# COLLECTED MATERIAL:
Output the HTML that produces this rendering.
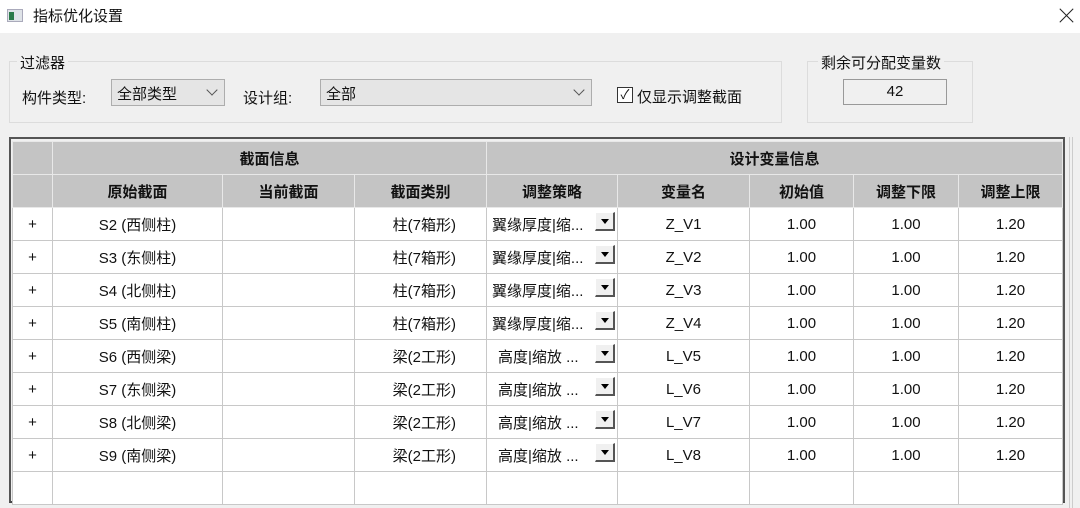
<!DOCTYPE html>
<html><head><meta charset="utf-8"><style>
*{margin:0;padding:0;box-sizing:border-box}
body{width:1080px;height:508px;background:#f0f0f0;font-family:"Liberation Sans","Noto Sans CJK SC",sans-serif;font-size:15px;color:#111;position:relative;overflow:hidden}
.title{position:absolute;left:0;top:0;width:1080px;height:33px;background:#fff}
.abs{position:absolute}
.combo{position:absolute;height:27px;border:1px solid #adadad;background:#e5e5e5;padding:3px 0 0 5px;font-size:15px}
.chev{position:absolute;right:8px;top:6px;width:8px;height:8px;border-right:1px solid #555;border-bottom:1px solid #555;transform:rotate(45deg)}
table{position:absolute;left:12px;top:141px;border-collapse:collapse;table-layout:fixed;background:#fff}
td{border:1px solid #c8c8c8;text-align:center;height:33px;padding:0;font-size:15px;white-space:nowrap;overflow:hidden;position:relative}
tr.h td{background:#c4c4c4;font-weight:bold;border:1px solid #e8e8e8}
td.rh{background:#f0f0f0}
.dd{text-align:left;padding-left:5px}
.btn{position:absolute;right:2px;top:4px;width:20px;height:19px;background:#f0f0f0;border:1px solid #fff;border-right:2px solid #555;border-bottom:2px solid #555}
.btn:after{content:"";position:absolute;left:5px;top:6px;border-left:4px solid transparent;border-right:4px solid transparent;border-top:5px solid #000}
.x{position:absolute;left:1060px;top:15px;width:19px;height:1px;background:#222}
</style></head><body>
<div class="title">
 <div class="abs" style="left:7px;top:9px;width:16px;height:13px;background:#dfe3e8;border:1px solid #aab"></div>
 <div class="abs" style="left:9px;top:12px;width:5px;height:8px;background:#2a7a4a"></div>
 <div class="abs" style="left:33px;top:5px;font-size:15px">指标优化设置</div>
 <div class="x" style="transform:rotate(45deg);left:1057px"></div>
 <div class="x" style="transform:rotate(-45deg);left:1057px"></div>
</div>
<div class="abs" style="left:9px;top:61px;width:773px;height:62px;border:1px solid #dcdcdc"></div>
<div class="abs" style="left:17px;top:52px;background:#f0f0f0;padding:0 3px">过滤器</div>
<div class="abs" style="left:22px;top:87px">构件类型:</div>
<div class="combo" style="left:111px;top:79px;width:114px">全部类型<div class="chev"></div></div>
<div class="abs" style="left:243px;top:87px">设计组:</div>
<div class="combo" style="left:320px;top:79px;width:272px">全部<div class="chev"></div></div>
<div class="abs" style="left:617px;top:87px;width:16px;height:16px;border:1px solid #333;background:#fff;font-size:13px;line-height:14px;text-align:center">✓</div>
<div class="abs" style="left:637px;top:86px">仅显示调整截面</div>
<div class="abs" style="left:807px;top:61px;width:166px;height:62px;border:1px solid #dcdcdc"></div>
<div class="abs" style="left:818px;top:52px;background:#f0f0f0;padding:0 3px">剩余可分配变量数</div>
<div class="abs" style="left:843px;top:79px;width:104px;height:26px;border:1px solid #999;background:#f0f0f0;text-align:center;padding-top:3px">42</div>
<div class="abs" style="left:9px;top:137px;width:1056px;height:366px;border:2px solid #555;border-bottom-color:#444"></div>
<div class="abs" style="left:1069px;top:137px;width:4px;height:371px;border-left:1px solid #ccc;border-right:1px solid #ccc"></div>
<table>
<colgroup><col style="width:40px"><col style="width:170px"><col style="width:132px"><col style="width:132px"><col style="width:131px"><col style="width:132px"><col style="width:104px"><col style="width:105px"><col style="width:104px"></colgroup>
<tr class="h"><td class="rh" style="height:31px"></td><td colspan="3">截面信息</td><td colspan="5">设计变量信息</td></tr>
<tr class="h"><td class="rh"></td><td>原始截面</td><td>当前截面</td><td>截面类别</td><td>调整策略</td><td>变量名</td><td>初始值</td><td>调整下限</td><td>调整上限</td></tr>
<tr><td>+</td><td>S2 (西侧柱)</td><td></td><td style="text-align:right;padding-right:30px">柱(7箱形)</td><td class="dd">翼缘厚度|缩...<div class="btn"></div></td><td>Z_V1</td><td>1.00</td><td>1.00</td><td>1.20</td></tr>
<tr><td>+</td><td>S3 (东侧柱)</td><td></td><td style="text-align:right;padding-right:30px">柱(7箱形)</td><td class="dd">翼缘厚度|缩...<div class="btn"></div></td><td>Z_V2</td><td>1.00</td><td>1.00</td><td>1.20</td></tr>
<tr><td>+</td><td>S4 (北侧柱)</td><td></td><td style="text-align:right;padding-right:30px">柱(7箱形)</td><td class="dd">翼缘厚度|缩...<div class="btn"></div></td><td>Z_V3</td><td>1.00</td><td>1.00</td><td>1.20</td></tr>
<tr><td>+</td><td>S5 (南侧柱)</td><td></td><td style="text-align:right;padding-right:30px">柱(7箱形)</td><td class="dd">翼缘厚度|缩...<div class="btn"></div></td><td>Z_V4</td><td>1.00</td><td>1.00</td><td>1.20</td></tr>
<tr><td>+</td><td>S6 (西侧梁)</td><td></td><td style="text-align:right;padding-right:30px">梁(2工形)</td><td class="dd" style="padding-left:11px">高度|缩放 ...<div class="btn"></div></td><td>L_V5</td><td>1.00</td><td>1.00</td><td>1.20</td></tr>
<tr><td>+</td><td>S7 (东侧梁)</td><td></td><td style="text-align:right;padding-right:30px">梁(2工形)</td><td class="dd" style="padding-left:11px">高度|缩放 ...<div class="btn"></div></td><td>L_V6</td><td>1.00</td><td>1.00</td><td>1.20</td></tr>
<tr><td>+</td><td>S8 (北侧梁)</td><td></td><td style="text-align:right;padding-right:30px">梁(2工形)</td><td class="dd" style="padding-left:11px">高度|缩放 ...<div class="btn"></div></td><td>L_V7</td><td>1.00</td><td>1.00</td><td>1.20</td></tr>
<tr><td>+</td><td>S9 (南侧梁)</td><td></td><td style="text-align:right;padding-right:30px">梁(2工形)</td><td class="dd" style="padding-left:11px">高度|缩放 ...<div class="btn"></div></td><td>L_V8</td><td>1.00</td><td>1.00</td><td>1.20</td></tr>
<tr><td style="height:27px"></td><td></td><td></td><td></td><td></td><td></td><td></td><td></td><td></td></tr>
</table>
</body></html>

# WHAT YOU WILL DO:
Using the material above, set down every line exactly, but skip the pictures.

# THE SOLUTION:
Output the HTML that produces this rendering.
<!DOCTYPE html>
<html><head><meta charset="utf-8"><style>
*{margin:0;padding:0;box-sizing:border-box}
body{width:1080px;height:508px;background:#f0f0f0;font-family:"Liberation Sans","Noto Sans CJK SC",sans-serif;font-size:15px;color:#111;position:relative;overflow:hidden}
.title{position:absolute;left:0;top:0;width:1080px;height:33px;background:#fff}
.abs{position:absolute}
.combo{position:absolute;height:27px;border:1px solid #adadad;background:#e5e5e5;padding:3px 0 0 5px;font-size:15px}
.chev{position:absolute;right:8px;top:6px;width:8px;height:8px;border-right:1px solid #555;border-bottom:1px solid #555;transform:rotate(45deg)}
table{position:absolute;left:12px;top:141px;border-collapse:collapse;table-layout:fixed;background:#fff}
td{border:1px solid #c8c8c8;text-align:center;height:33px;padding:0;font-size:15px;white-space:nowrap;overflow:hidden;position:relative}
tr.h td{background:#c4c4c4;font-weight:bold;border:1px solid #e8e8e8}
td.rh{background:#f0f0f0}
.dd{text-align:left;padding-left:5px}
.btn{position:absolute;right:2px;top:4px;width:20px;height:19px;background:#f0f0f0;border:1px solid #fff;border-right:2px solid #555;border-bottom:2px solid #555}
.btn:after{content:"";position:absolute;left:5px;top:6px;border-left:4px solid transparent;border-right:4px solid transparent;border-top:5px solid #000}
.x{position:absolute;left:1060px;top:15px;width:19px;height:1px;background:#222}
</style></head><body>
<div class="title">
 <div class="abs" style="left:7px;top:9px;width:16px;height:13px;background:#dfe3e8;border:1px solid #aab"></div>
 <div class="abs" style="left:9px;top:12px;width:5px;height:8px;background:#2a7a4a"></div>
 <div class="abs" style="left:33px;top:5px;font-size:15px">指标优化设置</div>
 <div class="x" style="transform:rotate(45deg);left:1057px"></div>
 <div class="x" style="transform:rotate(-45deg);left:1057px"></div>
</div>
<div class="abs" style="left:9px;top:61px;width:773px;height:62px;border:1px solid #dcdcdc"></div>
<div class="abs" style="left:17px;top:52px;background:#f0f0f0;padding:0 3px">过滤器</div>
<div class="abs" style="left:22px;top:87px">构件类型:</div>
<div class="combo" style="left:111px;top:79px;width:114px">全部类型<div class="chev"></div></div>
<div class="abs" style="left:243px;top:87px">设计组:</div>
<div class="combo" style="left:320px;top:79px;width:272px">全部<div class="chev"></div></div>
<div class="abs" style="left:617px;top:87px;width:16px;height:16px;border:1px solid #333;background:#fff;font-size:13px;line-height:14px;text-align:center">✓</div>
<div class="abs" style="left:637px;top:86px">仅显示调整截面</div>
<div class="abs" style="left:807px;top:61px;width:166px;height:62px;border:1px solid #dcdcdc"></div>
<div class="abs" style="left:818px;top:52px;background:#f0f0f0;padding:0 3px">剩余可分配变量数</div>
<div class="abs" style="left:843px;top:79px;width:104px;height:26px;border:1px solid #999;background:#f0f0f0;text-align:center;padding-top:3px">42</div>
<div class="abs" style="left:9px;top:137px;width:1056px;height:366px;border:2px solid #555;border-bottom-color:#444"></div>
<div class="abs" style="left:1069px;top:137px;width:4px;height:371px;border-left:1px solid #ccc;border-right:1px solid #ccc"></div>
<table>
<colgroup><col style="width:40px"><col style="width:170px"><col style="width:132px"><col style="width:132px"><col style="width:131px"><col style="width:132px"><col style="width:104px"><col style="width:105px"><col style="width:104px"></colgroup>
<tr class="h"><td class="rh" style="height:31px"></td><td colspan="3">截面信息</td><td colspan="5">设计变量信息</td></tr>
<tr class="h"><td class="rh"></td><td>原始截面</td><td>当前截面</td><td>截面类别</td><td>调整策略</td><td>变量名</td><td>初始值</td><td>调整下限</td><td>调整上限</td></tr>
<tr><td>+</td><td>S2 (西侧柱)</td><td></td><td style="text-align:right;padding-right:30px">柱(7箱形)</td><td class="dd">翼缘厚度|缩...<div class="btn"></div></td><td>Z_V1</td><td>1.00</td><td>1.00</td><td>1.20</td></tr>
<tr><td>+</td><td>S3 (东侧柱)</td><td></td><td style="text-align:right;padding-right:30px">柱(7箱形)</td><td class="dd">翼缘厚度|缩...<div class="btn"></div></td><td>Z_V2</td><td>1.00</td><td>1.00</td><td>1.20</td></tr>
<tr><td>+</td><td>S4 (北侧柱)</td><td></td><td style="text-align:right;padding-right:30px">柱(7箱形)</td><td class="dd">翼缘厚度|缩...<div class="btn"></div></td><td>Z_V3</td><td>1.00</td><td>1.00</td><td>1.20</td></tr>
<tr><td>+</td><td>S5 (南侧柱)</td><td></td><td style="text-align:right;padding-right:30px">柱(7箱形)</td><td class="dd">翼缘厚度|缩...<div class="btn"></div></td><td>Z_V4</td><td>1.00</td><td>1.00</td><td>1.20</td></tr>
<tr><td>+</td><td>S6 (西侧梁)</td><td></td><td style="text-align:right;padding-right:30px">梁(2工形)</td><td class="dd" style="padding-left:11px">高度|缩放 ...<div class="btn"></div></td><td>L_V5</td><td>1.00</td><td>1.00</td><td>1.20</td></tr>
<tr><td>+</td><td>S7 (东侧梁)</td><td></td><td style="text-align:right;padding-right:30px">梁(2工形)</td><td class="dd" style="padding-left:11px">高度|缩放 ...<div class="btn"></div></td><td>L_V6</td><td>1.00</td><td>1.00</td><td>1.20</td></tr>
<tr><td>+</td><td>S8 (北侧梁)</td><td></td><td style="text-align:right;padding-right:30px">梁(2工形)</td><td class="dd" style="padding-left:11px">高度|缩放 ...<div class="btn"></div></td><td>L_V7</td><td>1.00</td><td>1.00</td><td>1.20</td></tr>
<tr><td>+</td><td>S9 (南侧梁)</td><td></td><td style="text-align:right;padding-right:30px">梁(2工形)</td><td class="dd" style="padding-left:11px">高度|缩放 ...<div class="btn"></div></td><td>L_V8</td><td>1.00</td><td>1.00</td><td>1.20</td></tr>
<tr><td style="height:27px"></td><td></td><td></td><td></td><td></td><td></td><td></td><td></td><td></td></tr>
</table>
</body></html>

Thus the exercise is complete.